We did create automatic 301 redirects to the front page for any missing pages, but that is not an optimal solution. It creates a bad user experience and it causes backlinks to get removed over time, because the content is simply not there. This technique is also very common among SEO’ers (see https://wordpress.org/plugins/link-juice-keeper/) so Google probably frowns upon it too. It’s better to avoid this as much as possible, especially if there is the opportunity to recover the original content.
Some customers managed to “merge” multiple dates into one website, but this was a cumbersome process, so we needed a better solution.
How our wayback scraper works in 2018
The same as before – except we now also do post-processing to find all the pages that didn’t have an internal link path. This process is done completely automatic.
The scraper still functions “like a human clicking on all internal links”. After that process has finished, the algorithm checks archive.org if it has missed any URLs from dates in the past or future. It then simply adds those pages.
If the domain has a history of multiple owners with different websites on it, then we now download all pages from all those different websites on the same domain. That might not always be a desirable outcome for everyone, but it’s a good way to illustrate how our new scraper works (see example below).
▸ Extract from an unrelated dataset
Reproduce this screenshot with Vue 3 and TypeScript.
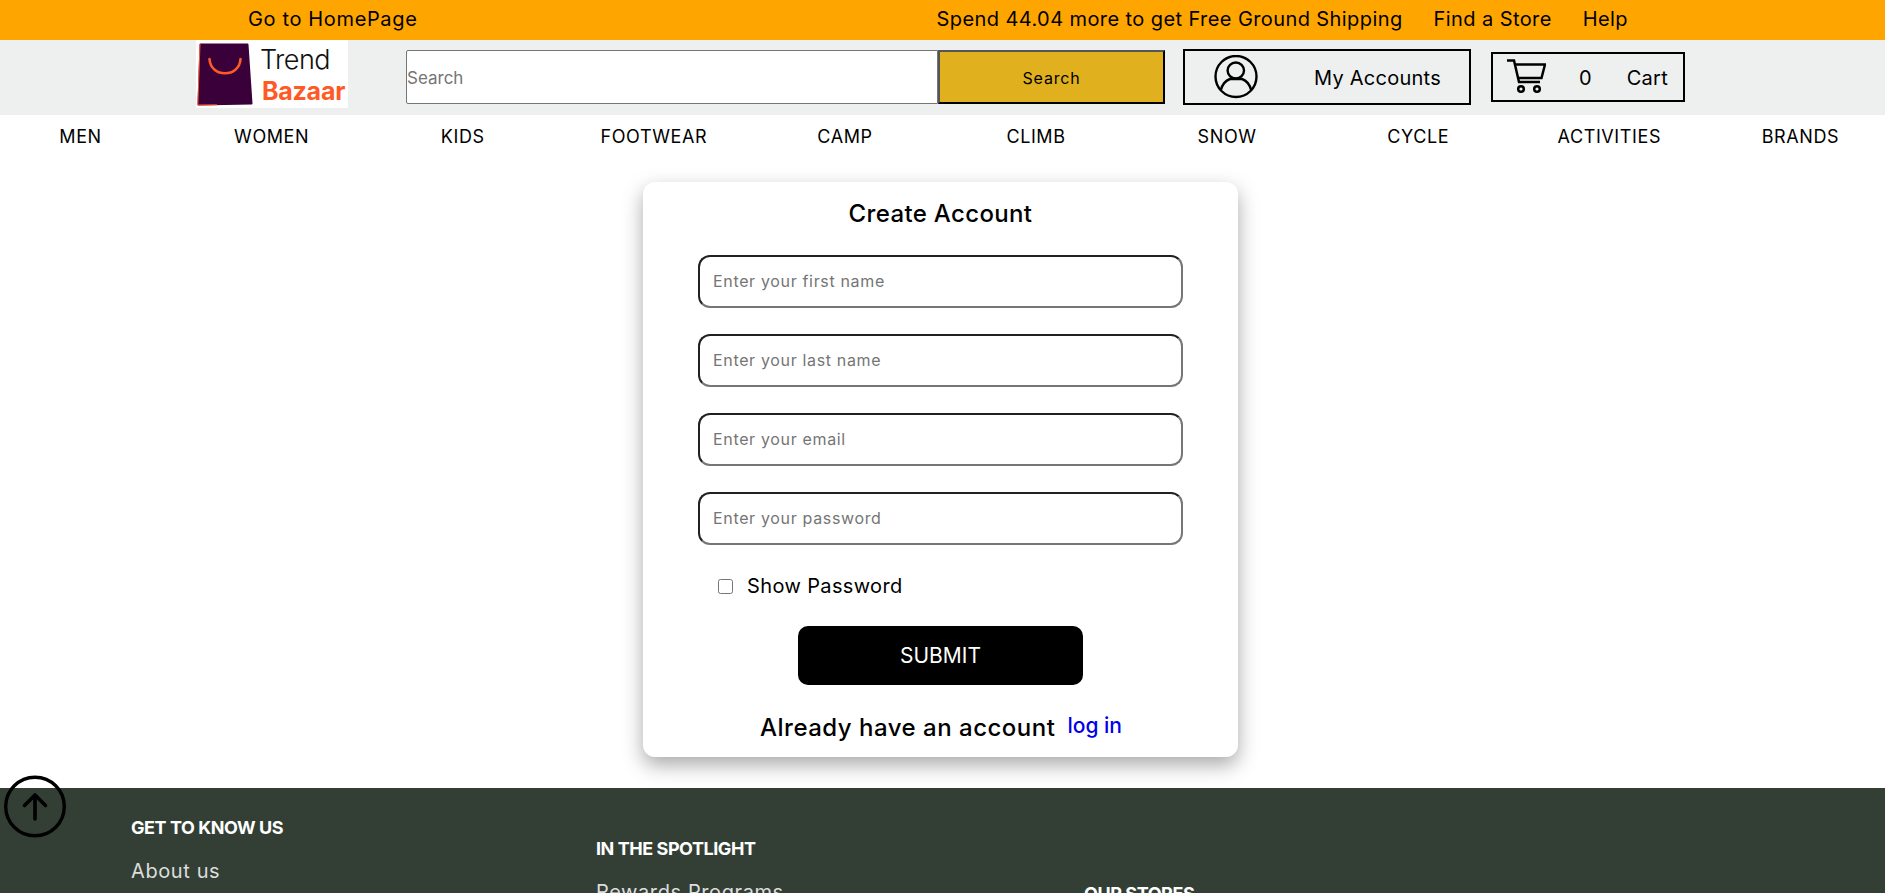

If pages had the same URL, for example domain.com/index.html, we only recover the first page that our scraper comes across. Here is an example of how big the difference can be for https://web.archive.org/web/20130707012635/http://www.bowdbeal.com:80/:
Old method, resulting in 10 pages
New method, resulting in 39 pages
Why is the difference so big?
For this domain, the difference is so large (10 vs 39 pages), because this domain was used for multiple purposes. First it was used by a musician (see https://web.archive.org/web/20080827204449/http://www.bowdbeal.com/bio.html) and later on it was used as a PBN domain for the construction niche. (see https://web.archive.org/web/20130707012635/http://www.bowdbeal.com:80/).